Task goal >> Output the material beneath this task exactly, images excluded.

□ □ □ □ □

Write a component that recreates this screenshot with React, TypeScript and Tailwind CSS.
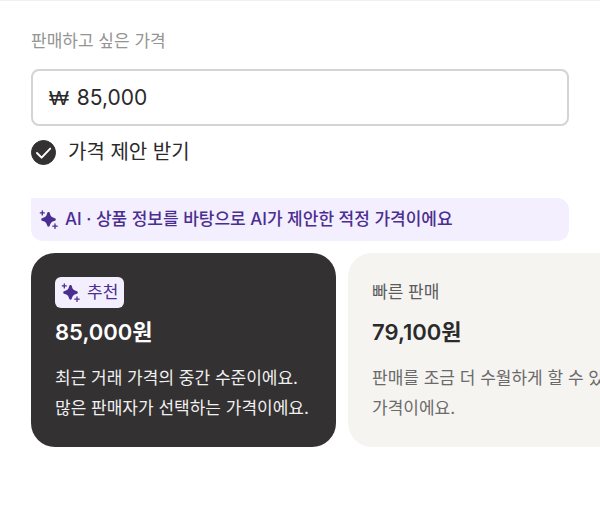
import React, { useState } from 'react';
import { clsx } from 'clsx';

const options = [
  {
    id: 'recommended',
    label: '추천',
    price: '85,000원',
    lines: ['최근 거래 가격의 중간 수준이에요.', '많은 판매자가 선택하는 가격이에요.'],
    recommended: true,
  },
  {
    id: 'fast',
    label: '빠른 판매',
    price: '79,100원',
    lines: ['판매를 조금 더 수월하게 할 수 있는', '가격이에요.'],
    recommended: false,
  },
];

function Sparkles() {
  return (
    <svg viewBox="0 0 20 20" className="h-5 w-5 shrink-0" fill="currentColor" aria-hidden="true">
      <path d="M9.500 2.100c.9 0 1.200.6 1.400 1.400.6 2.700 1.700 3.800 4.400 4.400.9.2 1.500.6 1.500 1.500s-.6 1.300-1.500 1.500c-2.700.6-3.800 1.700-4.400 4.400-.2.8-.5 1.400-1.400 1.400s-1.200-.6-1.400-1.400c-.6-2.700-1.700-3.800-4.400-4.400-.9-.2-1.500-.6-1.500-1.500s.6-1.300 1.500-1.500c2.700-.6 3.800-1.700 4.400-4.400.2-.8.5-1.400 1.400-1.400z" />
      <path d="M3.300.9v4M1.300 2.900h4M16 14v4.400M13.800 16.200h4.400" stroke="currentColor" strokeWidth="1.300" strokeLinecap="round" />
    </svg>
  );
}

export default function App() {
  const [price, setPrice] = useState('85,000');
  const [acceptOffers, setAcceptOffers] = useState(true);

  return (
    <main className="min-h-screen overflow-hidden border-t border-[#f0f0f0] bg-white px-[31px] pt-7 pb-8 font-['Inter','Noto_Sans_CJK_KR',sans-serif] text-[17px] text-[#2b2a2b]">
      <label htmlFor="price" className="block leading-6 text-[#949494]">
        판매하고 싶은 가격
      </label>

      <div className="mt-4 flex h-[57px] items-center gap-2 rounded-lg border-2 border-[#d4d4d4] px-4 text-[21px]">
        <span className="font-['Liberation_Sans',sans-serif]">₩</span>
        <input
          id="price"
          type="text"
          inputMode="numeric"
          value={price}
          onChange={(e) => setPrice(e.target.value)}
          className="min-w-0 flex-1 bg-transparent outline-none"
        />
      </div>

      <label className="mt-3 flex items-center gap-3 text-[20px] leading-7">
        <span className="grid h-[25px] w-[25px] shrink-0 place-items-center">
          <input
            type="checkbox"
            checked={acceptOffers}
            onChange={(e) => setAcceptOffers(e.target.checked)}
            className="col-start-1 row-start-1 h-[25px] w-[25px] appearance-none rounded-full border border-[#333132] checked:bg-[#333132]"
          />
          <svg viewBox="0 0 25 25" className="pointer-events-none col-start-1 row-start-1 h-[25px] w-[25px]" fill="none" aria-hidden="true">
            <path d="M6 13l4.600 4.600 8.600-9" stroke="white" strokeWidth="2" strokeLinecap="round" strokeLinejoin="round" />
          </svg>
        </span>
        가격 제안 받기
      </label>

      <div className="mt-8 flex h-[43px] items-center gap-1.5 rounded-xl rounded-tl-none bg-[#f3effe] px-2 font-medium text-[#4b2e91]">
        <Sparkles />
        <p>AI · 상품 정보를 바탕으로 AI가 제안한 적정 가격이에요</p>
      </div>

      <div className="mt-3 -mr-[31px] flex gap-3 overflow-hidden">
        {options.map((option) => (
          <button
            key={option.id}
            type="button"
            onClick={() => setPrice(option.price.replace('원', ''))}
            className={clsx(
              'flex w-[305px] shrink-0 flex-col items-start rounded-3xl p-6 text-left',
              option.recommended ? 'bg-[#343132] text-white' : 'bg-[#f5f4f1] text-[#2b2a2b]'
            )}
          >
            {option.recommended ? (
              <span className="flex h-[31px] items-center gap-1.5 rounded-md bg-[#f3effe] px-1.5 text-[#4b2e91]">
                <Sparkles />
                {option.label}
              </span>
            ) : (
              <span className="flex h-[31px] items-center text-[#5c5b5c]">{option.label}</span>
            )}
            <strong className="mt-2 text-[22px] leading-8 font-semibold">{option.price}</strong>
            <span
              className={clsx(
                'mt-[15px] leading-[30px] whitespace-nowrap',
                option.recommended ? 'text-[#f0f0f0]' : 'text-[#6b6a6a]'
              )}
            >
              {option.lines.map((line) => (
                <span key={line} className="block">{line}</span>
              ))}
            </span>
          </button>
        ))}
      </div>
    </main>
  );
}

□ □ □ □ □

Written response >>
Write a component that recreates this screenshot with React, TypeScript and Tailwind CSS.
import React, { useState } from 'react';
import { clsx } from 'clsx';

const options = [
  {
    id: 'recommended',
    label: '추천',
    price: '85,000원',
    lines: ['최근 거래 가격의 중간 수준이에요.', '많은 판매자가 선택하는 가격이에요.'],
    recommended: true,
  },
  {
    id: 'fast',
    label: '빠른 판매',
    price: '79,100원',
    lines: ['판매를 조금 더 수월하게 할 수 있는', '가격이에요.'],
    recommended: false,
  },
];

function Sparkles() {
  return (
    <svg viewBox="0 0 20 20" className="h-5 w-5 shrink-0" fill="currentColor" aria-hidden="true">
      <path d="M9.500 2.100c.9 0 1.200.6 1.400 1.400.6 2.700 1.700 3.800 4.400 4.400.9.2 1.500.6 1.500 1.500s-.6 1.300-1.500 1.500c-2.700.6-3.800 1.700-4.400 4.400-.2.8-.5 1.400-1.400 1.400s-1.200-.6-1.400-1.400c-.6-2.700-1.700-3.800-4.400-4.400-.9-.2-1.500-.6-1.500-1.500s.6-1.300 1.500-1.500c2.700-.6 3.800-1.700 4.400-4.400.2-.8.5-1.400 1.400-1.400z" />
      <path d="M3.300.9v4M1.300 2.900h4M16 14v4.400M13.800 16.200h4.400" stroke="currentColor" strokeWidth="1.300" strokeLinecap="round" />
    </svg>
  );
}

export default function App() {
  const [price, setPrice] = useState('85,000');
  const [acceptOffers, setAcceptOffers] = useState(true);

  return (
    <main className="min-h-screen overflow-hidden border-t border-[#f0f0f0] bg-white px-[31px] pt-7 pb-8 font-['Inter','Noto_Sans_CJK_KR',sans-serif] text-[17px] text-[#2b2a2b]">
      <label htmlFor="price" className="block leading-6 text-[#949494]">
        판매하고 싶은 가격
      </label>

      <div className="mt-4 flex h-[57px] items-center gap-2 rounded-lg border-2 border-[#d4d4d4] px-4 text-[21px]">
        <span className="font-['Liberation_Sans',sans-serif]">₩</span>
        <input
          id="price"
          type="text"
          inputMode="numeric"
          value={price}
          onChange={(e) => setPrice(e.target.value)}
          className="min-w-0 flex-1 bg-transparent outline-none"
        />
      </div>

      <label className="mt-3 flex items-center gap-3 text-[20px] leading-7">
        <span className="grid h-[25px] w-[25px] shrink-0 place-items-center">
          <input
            type="checkbox"
            checked={acceptOffers}
            onChange={(e) => setAcceptOffers(e.target.checked)}
            className="col-start-1 row-start-1 h-[25px] w-[25px] appearance-none rounded-full border border-[#333132] checked:bg-[#333132]"
          />
          <svg viewBox="0 0 25 25" className="pointer-events-none col-start-1 row-start-1 h-[25px] w-[25px]" fill="none" aria-hidden="true">
            <path d="M6 13l4.600 4.600 8.600-9" stroke="white" strokeWidth="2" strokeLinecap="round" strokeLinejoin="round" />
          </svg>
        </span>
        가격 제안 받기
      </label>

      <div className="mt-8 flex h-[43px] items-center gap-1.5 rounded-xl rounded-tl-none bg-[#f3effe] px-2 font-medium text-[#4b2e91]">
        <Sparkles />
        <p>AI · 상품 정보를 바탕으로 AI가 제안한 적정 가격이에요</p>
      </div>

      <div className="mt-3 -mr-[31px] flex gap-3 overflow-hidden">
        {options.map((option) => (
          <button
            key={option.id}
            type="button"
            onClick={() => setPrice(option.price.replace('원', ''))}
            className={clsx(
              'flex w-[305px] shrink-0 flex-col items-start rounded-3xl p-6 text-left',
              option.recommended ? 'bg-[#343132] text-white' : 'bg-[#f5f4f1] text-[#2b2a2b]'
            )}
          >
            {option.recommended ? (
              <span className="flex h-[31px] items-center gap-1.5 rounded-md bg-[#f3effe] px-1.5 text-[#4b2e91]">
                <Sparkles />
                {option.label}
              </span>
            ) : (
              <span className="flex h-[31px] items-center text-[#5c5b5c]">{option.label}</span>
            )}
            <strong className="mt-2 text-[22px] leading-8 font-semibold">{option.price}</strong>
            <span
              className={clsx(
                'mt-[15px] leading-[30px] whitespace-nowrap',
                option.recommended ? 'text-[#f0f0f0]' : 'text-[#6b6a6a]'
              )}
            >
              {option.lines.map((line) => (
                <span key={line} className="block">{line}</span>
              ))}
            </span>
          </button>
        ))}
      </div>
    </main>
  );
}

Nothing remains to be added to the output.